— Begin Collected material —
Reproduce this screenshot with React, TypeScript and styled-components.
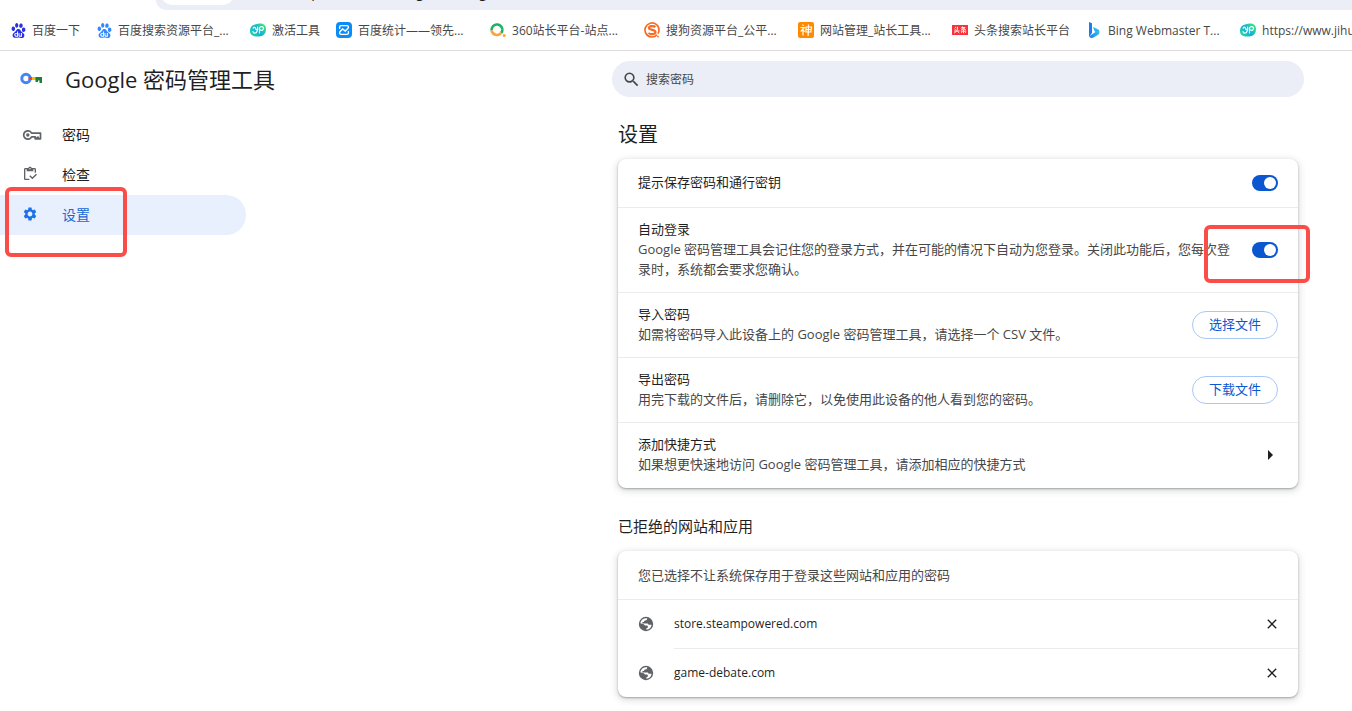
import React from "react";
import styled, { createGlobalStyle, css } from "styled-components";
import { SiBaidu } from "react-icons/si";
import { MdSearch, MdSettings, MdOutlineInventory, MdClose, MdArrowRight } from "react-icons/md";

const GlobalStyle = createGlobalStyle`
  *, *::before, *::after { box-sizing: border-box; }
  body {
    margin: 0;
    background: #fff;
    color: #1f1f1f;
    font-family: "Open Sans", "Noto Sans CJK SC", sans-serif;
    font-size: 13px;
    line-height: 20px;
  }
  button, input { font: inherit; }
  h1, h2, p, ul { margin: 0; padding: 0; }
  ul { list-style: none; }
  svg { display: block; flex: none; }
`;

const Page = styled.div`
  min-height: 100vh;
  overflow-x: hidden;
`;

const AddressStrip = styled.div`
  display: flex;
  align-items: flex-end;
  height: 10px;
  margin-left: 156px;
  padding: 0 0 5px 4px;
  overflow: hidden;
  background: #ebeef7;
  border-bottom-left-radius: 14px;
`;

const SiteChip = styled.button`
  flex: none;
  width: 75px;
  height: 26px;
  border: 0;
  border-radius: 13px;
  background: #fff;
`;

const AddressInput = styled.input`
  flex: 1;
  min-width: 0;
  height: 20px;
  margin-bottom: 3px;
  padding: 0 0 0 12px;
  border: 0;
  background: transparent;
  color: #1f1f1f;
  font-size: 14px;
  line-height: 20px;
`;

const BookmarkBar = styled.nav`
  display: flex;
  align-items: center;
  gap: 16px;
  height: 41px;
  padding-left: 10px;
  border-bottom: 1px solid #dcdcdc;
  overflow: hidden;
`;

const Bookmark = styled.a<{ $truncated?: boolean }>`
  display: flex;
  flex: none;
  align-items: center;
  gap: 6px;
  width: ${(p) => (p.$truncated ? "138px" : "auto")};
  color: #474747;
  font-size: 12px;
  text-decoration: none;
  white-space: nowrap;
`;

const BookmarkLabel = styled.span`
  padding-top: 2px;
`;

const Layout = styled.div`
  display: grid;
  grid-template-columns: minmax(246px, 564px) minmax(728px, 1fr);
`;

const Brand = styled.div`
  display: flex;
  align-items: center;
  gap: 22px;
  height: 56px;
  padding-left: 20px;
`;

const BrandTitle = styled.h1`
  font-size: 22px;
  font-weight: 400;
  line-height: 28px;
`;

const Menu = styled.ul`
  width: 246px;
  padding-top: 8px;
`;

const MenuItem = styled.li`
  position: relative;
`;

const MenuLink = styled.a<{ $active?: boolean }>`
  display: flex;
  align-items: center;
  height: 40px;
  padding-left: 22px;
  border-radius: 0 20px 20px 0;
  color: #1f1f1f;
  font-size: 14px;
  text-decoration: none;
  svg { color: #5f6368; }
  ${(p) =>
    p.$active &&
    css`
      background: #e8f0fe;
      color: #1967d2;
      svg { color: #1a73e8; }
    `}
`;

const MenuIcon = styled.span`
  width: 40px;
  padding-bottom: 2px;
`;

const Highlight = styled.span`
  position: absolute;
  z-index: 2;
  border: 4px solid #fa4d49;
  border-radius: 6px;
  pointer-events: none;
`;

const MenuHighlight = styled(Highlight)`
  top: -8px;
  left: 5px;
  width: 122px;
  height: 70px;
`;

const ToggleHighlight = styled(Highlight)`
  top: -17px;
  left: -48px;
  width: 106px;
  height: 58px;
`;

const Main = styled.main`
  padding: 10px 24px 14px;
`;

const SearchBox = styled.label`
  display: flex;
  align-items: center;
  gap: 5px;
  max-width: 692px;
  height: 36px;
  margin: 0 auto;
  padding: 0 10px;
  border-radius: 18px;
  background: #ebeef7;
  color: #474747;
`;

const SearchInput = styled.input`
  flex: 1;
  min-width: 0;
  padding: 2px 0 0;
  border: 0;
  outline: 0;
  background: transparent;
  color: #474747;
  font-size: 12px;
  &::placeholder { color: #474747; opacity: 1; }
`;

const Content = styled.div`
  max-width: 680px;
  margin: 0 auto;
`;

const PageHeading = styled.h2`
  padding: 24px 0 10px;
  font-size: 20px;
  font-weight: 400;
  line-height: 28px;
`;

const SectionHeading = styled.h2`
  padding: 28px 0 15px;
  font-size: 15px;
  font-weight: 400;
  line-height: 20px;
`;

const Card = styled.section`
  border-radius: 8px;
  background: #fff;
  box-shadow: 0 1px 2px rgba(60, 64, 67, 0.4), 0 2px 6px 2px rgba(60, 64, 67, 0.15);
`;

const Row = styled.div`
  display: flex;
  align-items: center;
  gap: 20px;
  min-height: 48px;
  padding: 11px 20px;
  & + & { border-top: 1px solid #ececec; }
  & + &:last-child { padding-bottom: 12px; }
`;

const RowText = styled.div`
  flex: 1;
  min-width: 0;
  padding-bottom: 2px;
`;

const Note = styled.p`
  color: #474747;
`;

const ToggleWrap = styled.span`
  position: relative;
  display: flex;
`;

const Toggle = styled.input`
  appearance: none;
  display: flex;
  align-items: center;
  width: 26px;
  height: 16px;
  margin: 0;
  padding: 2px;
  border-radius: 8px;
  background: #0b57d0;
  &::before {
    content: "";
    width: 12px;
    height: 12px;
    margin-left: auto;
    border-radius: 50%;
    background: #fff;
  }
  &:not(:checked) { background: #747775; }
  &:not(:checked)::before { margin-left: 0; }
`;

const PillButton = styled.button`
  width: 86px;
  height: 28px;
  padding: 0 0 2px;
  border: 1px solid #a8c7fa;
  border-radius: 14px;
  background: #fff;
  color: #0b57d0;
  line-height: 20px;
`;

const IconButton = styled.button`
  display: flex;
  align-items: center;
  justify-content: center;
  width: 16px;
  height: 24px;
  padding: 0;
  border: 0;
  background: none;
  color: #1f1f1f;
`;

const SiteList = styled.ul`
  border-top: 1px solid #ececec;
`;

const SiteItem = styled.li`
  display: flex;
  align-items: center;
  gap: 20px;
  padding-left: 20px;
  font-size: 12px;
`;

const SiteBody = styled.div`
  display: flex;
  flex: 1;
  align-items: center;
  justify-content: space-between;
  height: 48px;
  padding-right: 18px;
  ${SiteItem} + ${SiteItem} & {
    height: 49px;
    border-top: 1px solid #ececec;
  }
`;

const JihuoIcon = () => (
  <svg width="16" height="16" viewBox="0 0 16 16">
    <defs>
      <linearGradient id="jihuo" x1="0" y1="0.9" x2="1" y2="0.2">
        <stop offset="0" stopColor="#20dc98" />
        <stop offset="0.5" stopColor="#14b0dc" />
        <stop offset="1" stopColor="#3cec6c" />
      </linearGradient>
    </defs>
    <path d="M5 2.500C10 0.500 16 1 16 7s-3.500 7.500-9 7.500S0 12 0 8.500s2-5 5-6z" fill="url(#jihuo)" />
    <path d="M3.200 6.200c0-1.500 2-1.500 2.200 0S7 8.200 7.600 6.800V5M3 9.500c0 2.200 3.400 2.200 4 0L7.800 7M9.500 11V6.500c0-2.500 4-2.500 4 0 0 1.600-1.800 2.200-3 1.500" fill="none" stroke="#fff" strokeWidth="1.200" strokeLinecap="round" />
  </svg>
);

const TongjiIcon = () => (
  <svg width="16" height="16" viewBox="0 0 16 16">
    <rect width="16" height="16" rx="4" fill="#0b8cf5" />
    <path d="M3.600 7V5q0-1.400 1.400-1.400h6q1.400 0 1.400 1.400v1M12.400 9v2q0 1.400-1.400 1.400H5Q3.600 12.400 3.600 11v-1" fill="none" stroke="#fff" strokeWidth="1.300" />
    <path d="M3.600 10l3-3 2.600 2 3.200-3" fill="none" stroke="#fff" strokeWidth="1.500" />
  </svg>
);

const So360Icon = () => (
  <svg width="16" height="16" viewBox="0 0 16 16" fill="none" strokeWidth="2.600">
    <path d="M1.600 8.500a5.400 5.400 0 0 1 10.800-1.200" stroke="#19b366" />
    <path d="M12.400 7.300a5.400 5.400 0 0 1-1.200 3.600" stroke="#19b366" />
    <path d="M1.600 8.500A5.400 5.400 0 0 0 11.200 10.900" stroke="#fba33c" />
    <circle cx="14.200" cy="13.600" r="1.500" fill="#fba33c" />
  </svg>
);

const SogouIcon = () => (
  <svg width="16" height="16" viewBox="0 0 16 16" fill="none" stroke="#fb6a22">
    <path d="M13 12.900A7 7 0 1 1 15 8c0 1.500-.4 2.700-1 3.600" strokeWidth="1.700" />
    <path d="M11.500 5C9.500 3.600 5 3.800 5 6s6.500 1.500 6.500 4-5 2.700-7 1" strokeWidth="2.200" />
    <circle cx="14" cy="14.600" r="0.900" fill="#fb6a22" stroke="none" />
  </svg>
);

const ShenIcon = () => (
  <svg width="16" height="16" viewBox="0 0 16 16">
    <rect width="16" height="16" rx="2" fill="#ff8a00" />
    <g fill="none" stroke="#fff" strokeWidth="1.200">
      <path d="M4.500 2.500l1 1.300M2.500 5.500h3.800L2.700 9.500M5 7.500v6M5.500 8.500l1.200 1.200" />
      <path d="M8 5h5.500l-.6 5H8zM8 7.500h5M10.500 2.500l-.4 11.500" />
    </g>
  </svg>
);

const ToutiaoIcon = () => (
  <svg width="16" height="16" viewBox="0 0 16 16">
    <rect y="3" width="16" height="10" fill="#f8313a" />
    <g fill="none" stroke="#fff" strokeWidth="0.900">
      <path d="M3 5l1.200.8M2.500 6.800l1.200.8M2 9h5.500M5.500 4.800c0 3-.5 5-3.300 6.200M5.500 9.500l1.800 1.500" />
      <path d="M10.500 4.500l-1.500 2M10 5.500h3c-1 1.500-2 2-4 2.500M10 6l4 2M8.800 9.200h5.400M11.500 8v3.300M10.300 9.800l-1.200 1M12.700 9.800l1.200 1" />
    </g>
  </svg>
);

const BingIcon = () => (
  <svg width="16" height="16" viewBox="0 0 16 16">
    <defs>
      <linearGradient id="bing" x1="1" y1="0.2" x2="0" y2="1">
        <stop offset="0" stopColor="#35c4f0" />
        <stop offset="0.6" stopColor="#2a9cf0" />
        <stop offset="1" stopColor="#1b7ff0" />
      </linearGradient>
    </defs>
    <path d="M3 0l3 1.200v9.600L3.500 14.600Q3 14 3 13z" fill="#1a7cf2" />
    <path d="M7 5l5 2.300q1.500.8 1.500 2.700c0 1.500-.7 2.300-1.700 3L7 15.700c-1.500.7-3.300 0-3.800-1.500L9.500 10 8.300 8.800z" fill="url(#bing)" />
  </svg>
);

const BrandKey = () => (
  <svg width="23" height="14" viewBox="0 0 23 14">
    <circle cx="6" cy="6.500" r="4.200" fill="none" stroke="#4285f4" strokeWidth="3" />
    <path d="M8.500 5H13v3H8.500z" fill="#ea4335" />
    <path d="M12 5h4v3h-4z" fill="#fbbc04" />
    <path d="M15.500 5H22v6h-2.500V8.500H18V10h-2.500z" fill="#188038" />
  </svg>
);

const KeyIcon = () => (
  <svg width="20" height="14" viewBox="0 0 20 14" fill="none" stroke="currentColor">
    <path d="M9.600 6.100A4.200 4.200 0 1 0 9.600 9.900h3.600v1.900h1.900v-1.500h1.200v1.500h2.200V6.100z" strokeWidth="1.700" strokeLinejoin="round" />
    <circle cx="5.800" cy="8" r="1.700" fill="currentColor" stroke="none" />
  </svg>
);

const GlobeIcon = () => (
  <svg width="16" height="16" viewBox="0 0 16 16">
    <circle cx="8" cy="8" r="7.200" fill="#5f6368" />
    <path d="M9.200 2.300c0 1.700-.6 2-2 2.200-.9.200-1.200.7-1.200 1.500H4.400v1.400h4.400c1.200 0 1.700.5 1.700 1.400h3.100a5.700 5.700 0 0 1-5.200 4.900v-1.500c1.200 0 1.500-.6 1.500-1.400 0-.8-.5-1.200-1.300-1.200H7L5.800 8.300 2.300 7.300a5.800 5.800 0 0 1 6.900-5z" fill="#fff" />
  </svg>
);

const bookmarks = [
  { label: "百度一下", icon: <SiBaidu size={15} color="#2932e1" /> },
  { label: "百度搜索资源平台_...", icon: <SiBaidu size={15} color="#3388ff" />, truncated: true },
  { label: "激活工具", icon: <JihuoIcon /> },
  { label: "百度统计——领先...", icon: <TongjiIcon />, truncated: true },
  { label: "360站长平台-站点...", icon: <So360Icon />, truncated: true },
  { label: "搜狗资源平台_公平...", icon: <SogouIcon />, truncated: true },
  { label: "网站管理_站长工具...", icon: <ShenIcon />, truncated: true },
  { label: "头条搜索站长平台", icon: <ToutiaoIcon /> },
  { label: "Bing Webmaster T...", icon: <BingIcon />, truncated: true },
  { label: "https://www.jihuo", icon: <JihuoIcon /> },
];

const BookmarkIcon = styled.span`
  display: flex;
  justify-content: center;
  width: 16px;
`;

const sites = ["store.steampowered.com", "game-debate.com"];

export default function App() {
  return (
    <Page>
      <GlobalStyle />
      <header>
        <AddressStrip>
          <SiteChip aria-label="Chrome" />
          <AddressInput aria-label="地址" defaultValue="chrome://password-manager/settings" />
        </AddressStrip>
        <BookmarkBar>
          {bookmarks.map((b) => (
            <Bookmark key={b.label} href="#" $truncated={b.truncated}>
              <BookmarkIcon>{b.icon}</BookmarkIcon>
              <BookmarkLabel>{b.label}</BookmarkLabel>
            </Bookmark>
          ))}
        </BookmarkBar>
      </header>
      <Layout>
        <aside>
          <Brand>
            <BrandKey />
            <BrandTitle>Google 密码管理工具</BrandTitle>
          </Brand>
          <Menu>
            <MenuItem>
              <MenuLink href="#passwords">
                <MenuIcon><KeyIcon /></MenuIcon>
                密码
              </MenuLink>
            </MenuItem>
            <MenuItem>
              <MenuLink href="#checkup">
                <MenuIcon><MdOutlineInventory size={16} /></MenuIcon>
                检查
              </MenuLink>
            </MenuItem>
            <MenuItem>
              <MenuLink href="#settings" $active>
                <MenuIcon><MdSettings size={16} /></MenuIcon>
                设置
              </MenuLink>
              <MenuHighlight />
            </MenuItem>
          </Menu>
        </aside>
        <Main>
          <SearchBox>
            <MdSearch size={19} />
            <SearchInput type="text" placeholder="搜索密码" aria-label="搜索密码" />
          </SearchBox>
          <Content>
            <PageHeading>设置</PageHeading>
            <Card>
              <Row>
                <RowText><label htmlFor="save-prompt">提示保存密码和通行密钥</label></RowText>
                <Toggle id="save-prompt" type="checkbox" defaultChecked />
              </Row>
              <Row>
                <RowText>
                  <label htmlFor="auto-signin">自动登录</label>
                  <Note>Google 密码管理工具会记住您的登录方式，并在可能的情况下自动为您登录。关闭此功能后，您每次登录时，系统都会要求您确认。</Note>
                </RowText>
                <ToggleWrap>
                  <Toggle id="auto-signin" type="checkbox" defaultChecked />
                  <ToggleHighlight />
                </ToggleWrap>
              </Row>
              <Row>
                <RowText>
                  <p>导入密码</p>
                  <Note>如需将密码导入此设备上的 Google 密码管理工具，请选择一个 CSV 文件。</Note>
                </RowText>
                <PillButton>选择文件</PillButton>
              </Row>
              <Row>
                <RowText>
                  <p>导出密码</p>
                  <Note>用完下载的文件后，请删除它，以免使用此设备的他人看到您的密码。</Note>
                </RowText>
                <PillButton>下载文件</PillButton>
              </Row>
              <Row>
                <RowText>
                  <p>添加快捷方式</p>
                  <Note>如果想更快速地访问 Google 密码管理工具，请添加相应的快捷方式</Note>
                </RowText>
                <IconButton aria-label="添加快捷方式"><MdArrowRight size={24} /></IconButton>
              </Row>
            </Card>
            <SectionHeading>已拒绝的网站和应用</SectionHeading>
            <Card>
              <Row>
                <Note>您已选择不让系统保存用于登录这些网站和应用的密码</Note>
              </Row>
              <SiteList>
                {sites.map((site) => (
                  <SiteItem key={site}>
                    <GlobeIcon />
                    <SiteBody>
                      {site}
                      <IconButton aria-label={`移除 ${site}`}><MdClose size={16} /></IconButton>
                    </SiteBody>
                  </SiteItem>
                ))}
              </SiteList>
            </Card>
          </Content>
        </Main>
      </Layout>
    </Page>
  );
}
— End Collected material —
◆ What is needed: Return exactly what appears from the opening line of the material through the line with "MdOutlineInventory, MdClose, MdArrowRight", apart from the pictures.

◆ Exercise result:
Reproduce this screenshot with React, TypeScript and styled-components.
import React from "react";
import styled, { createGlobalStyle, css } from "styled-components";
import { SiBaidu } from "react-icons/si";
import { MdSearch, MdSettings, MdOutlineInventory, MdClose, MdArrowRight } from "react-icons/md";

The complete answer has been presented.